As crews work to restore power outages in the wake of Hurricane Ian, it is important to review generator safety measures to prevent further disaster. While generators can save lives after storms by powering medical equipment and other devices, there are also several potential hazards from generator misuse including carbon monoxide (CO) poisoning, electrocution, fire, and toxic engine exhaust.
It is extremely important to follow the directions supplied with the generator. For fixed, installed generators, be sure to hire a licensed electrician to complete the work. The electrician will connect to your house wiring using a transfer switch to prevent your generator from back feeding utility lines and causing possible damage to your generator when power is restored.
Generators should be kept dry and not used in rainy conditions.

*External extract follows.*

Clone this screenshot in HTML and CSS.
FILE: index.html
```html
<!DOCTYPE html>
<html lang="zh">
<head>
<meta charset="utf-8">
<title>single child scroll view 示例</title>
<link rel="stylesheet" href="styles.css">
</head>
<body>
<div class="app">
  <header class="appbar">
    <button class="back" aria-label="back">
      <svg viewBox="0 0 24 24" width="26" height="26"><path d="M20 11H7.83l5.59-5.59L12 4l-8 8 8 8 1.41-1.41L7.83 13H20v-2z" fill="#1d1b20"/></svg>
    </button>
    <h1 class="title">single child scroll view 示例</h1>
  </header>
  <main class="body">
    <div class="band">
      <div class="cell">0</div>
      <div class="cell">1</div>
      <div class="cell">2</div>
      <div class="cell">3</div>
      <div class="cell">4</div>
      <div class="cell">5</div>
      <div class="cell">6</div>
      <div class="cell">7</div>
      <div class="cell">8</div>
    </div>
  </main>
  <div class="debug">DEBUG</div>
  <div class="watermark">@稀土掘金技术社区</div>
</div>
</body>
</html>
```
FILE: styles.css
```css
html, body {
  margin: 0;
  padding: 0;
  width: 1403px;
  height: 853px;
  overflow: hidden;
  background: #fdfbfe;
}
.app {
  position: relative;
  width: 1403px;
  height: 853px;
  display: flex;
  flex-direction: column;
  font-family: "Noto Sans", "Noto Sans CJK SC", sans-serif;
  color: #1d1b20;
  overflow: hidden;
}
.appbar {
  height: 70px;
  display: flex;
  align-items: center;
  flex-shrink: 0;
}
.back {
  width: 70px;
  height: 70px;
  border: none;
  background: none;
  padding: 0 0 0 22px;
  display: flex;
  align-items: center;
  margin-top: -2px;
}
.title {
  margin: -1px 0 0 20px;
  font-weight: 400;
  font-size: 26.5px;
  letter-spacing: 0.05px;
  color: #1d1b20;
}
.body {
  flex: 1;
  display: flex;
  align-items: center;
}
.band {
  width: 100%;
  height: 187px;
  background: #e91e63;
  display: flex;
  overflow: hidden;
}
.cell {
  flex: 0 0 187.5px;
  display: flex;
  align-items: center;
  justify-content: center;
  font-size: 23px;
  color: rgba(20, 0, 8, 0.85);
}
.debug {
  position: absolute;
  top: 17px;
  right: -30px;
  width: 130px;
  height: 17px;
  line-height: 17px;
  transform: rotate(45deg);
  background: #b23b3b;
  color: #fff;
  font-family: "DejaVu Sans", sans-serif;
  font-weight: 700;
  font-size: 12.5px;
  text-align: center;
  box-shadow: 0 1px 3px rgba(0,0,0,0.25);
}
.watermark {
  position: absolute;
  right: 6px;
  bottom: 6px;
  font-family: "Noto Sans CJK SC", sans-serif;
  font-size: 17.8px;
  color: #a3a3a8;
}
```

They should be set up away from all open windows, doors or vents, including neighbors’ windows and be at least 20 feet from the house.

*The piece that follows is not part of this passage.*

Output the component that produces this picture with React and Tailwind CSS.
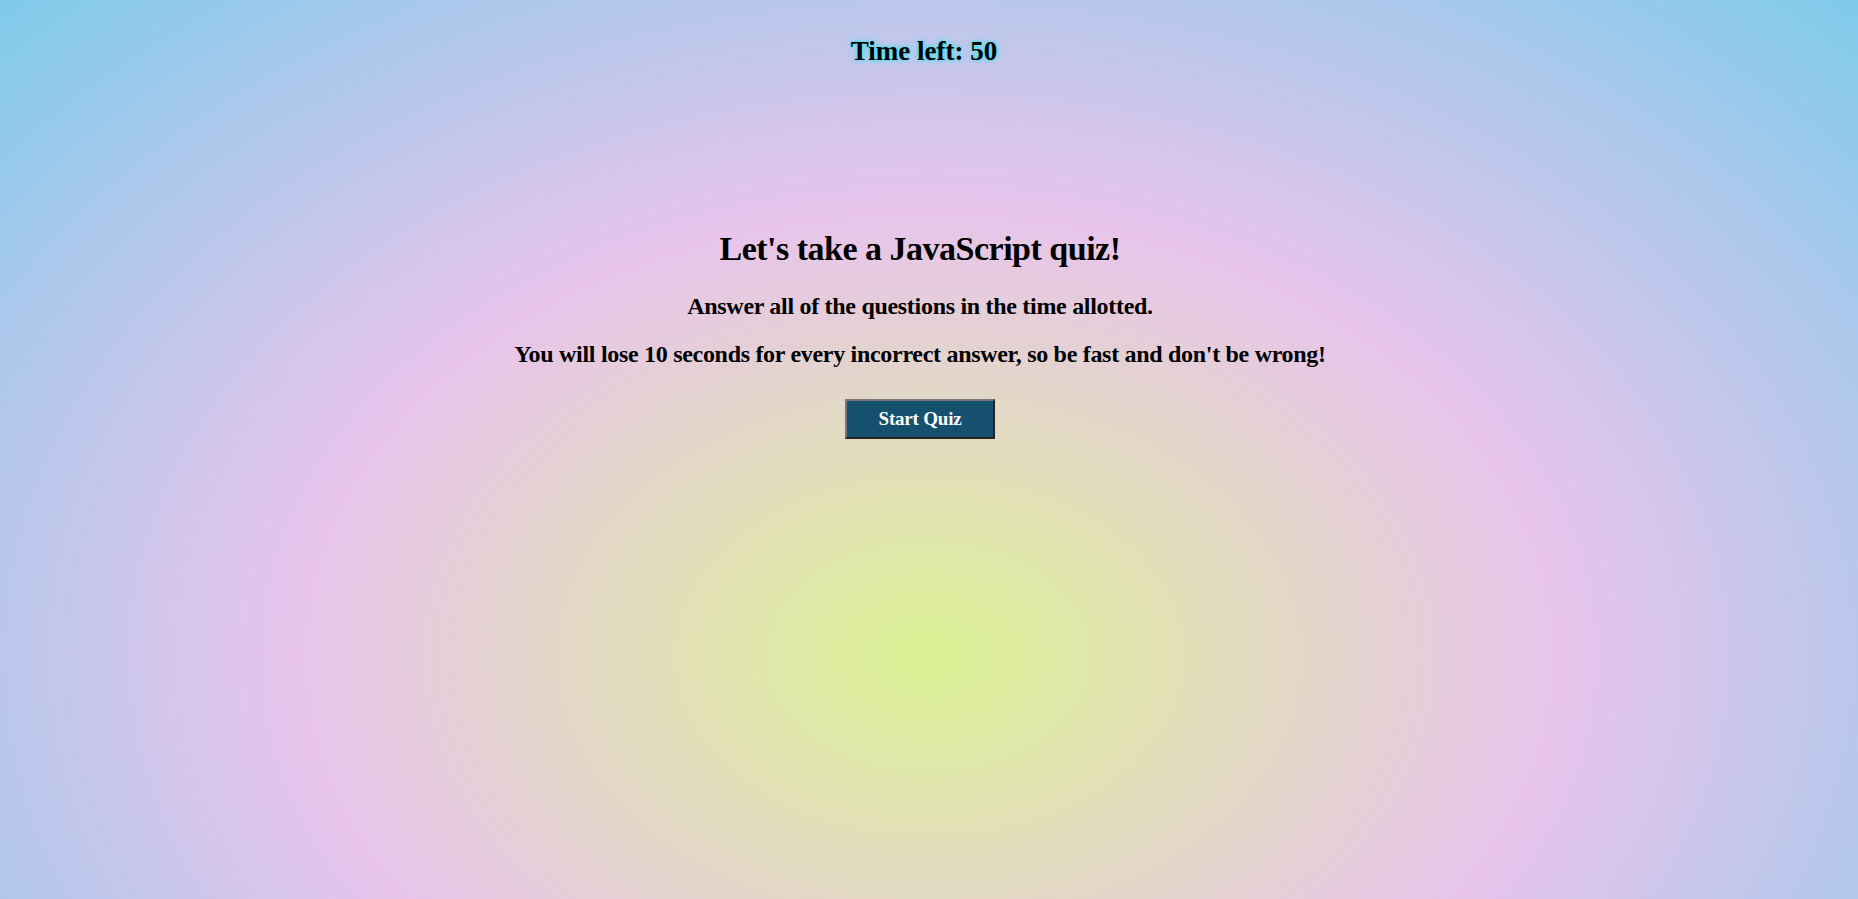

Some reminders for portable, gasoline-powered generators:
Connect appliances directly to it, rather than wiring the generator directly to your breaker or fuse box
Turn off all connected appliances before starting your generator
Never exceed a generator’s rated wattage
Turn off the generator and let it cool down before refueling
Ensure you have plenty of gas for operation stored safely in gas containers
Don’t leave running generator unattended; turn it off at night and when away from home
Check that the heavy duty, outdoor-rated extension cord is free of cuts and tears and that the plug has three prongs, especially a grounding pin
Install CO alarms throughout your home to provide early warning of accumulating carbon monoxide
Newer generator models may feature a built-in sensor that triggers automatic shut off if CO builds up to a dangerous level in an enclosed space.
Generator safety video from Centers for Disease Control and Prevention (CDC) and FEMA which includes American Sign Language: youtube.com/watch?v=n7GIOzABRHA.
Occupational Safety and Health Administration information about how to use portable generators safely at osha.gov/OshDoc/data_Hurricane_Facts/portable_generator_safety.pdf.
CDC carbon monoxide video at cdc.gov/co/ or call 800-232-4636.